Data listing
---+---

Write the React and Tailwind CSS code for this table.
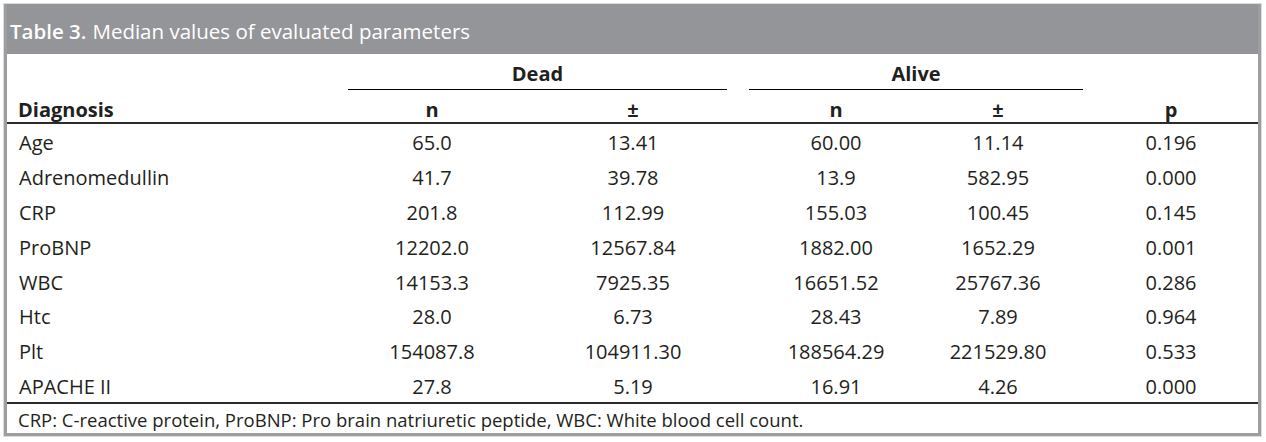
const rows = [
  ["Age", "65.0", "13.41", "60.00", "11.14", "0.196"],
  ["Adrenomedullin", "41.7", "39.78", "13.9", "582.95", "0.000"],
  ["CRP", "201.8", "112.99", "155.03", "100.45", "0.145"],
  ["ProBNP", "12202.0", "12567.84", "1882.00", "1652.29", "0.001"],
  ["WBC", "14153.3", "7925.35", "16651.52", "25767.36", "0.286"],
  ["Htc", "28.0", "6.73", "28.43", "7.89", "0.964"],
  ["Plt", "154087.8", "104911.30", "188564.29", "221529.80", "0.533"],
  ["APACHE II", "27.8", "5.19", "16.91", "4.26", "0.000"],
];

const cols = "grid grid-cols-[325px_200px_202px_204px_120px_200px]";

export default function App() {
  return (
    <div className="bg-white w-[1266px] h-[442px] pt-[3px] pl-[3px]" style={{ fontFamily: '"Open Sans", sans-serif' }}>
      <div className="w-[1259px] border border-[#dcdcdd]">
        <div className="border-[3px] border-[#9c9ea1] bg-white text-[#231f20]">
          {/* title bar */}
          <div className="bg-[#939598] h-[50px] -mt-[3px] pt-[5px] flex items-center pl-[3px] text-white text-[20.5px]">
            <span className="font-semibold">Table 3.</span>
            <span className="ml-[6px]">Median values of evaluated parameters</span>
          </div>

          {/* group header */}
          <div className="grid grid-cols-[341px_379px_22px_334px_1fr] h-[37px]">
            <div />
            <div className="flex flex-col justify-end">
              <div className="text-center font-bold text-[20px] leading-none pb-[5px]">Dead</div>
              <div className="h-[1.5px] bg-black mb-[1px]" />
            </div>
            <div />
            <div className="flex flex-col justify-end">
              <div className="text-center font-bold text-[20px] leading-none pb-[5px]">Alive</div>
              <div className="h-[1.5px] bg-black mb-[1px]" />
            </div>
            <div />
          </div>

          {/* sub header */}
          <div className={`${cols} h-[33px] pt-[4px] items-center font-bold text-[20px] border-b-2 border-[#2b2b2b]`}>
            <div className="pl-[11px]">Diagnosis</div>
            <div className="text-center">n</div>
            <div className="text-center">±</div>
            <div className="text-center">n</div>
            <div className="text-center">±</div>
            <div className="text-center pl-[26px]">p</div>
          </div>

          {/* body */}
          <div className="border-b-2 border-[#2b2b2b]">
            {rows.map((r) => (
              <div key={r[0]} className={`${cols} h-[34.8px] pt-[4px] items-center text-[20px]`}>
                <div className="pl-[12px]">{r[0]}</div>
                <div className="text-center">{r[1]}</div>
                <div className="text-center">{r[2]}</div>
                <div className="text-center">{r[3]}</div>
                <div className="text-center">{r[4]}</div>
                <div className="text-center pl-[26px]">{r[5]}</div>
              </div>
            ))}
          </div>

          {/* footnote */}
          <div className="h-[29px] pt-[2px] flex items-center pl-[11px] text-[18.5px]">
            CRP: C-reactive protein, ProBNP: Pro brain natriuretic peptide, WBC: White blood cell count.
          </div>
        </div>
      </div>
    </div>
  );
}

---+---

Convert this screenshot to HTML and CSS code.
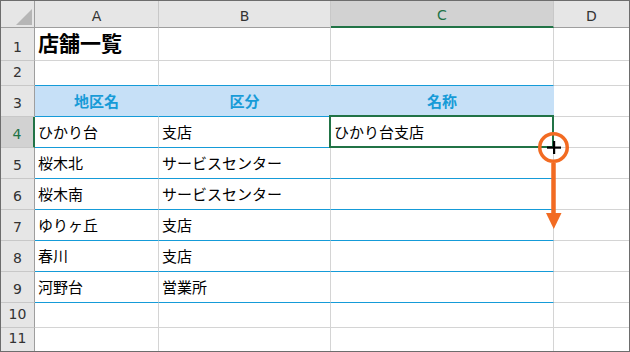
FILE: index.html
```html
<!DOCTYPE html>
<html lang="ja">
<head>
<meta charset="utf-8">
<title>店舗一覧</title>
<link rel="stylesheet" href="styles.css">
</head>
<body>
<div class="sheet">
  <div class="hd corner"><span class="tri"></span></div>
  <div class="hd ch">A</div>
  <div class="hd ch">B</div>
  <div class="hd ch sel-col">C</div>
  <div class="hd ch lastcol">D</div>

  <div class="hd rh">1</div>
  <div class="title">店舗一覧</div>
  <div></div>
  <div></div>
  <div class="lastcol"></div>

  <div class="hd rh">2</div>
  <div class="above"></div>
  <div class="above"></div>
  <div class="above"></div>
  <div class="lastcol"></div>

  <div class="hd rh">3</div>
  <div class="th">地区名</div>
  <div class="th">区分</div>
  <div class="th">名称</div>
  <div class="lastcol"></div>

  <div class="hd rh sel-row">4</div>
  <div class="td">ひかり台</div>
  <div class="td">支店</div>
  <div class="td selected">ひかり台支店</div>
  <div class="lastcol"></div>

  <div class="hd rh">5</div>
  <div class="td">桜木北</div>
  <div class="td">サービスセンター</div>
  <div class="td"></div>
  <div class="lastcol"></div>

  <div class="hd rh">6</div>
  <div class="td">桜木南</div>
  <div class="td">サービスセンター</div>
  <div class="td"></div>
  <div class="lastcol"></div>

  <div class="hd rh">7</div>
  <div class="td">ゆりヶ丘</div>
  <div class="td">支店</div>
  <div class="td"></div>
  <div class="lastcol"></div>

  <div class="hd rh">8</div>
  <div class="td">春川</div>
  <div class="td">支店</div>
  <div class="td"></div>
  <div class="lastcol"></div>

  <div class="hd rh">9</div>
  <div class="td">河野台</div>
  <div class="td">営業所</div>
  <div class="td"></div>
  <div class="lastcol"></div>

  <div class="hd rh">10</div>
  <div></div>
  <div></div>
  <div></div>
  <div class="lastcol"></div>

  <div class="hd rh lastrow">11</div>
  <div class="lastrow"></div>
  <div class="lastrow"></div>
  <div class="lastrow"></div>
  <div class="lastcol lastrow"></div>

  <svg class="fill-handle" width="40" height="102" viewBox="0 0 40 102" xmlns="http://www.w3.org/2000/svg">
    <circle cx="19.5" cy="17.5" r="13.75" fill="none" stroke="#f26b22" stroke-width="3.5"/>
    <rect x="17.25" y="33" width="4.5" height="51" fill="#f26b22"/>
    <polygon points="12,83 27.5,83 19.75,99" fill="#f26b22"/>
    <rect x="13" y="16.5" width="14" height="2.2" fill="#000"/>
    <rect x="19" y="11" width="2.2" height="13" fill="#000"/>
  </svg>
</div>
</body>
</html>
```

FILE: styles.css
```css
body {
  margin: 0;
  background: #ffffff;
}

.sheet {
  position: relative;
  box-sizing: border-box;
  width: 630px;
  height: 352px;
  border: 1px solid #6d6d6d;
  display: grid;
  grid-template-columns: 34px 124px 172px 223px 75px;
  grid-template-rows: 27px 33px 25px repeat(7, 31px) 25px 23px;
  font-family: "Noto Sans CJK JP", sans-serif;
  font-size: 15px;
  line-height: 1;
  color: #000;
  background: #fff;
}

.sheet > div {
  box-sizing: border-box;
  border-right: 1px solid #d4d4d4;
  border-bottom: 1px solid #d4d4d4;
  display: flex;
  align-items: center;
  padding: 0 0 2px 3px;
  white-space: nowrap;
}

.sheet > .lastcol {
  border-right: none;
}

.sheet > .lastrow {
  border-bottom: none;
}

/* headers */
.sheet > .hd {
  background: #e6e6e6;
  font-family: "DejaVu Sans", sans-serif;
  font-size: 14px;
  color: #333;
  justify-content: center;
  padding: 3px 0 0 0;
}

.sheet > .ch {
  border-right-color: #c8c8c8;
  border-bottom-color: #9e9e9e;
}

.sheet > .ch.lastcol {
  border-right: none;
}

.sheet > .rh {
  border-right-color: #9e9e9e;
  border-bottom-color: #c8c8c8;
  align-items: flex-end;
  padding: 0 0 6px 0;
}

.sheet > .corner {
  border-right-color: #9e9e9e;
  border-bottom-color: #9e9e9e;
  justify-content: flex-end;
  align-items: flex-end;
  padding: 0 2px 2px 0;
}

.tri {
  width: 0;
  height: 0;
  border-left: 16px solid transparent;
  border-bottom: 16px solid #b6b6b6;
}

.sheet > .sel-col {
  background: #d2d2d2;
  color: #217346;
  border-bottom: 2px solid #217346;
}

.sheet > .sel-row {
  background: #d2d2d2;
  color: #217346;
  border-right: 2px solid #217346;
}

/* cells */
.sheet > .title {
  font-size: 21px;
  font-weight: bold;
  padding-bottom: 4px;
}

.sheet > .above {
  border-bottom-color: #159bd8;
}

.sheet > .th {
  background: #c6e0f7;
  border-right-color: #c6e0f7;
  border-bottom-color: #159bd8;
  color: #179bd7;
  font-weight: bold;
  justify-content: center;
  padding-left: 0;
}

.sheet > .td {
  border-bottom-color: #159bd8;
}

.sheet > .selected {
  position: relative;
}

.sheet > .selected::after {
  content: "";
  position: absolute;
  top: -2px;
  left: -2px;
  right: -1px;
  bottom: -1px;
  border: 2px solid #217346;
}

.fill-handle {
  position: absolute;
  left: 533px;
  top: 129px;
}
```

---+---

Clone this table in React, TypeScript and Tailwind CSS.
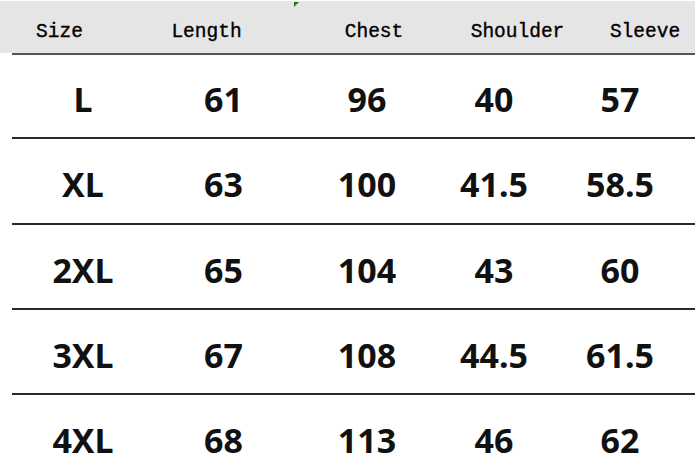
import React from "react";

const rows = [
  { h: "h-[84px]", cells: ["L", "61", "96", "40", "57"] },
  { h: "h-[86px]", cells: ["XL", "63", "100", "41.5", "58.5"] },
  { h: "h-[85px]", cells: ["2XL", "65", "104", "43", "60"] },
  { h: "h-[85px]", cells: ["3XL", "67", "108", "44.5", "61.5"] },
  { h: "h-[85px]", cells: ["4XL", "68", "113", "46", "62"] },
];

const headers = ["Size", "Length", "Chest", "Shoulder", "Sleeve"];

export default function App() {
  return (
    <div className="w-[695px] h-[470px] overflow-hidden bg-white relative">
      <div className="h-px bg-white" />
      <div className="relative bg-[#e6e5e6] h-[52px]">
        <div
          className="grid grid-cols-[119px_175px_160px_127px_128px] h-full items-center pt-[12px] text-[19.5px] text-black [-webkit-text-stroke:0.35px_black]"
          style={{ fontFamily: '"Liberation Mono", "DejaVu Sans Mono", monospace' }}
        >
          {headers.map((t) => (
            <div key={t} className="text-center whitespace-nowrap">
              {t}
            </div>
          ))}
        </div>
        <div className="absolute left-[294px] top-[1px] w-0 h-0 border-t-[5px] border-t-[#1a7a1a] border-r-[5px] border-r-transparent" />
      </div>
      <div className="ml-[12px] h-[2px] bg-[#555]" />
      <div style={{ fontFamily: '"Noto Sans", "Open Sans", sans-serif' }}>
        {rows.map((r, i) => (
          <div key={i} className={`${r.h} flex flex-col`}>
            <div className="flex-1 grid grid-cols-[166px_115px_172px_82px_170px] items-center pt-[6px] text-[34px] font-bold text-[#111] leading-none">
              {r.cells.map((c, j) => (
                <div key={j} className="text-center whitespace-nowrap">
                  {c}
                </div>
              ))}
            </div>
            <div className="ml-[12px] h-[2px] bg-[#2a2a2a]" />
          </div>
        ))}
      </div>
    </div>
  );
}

---+---

Task details :: Exactly reproduce the stretch that starts at the line containing "Clone this table" and ends at the line containing "import React from", both ends included; leave any pictures out.

Reply ::
Clone this table in React, TypeScript and Tailwind CSS.
import React from "react";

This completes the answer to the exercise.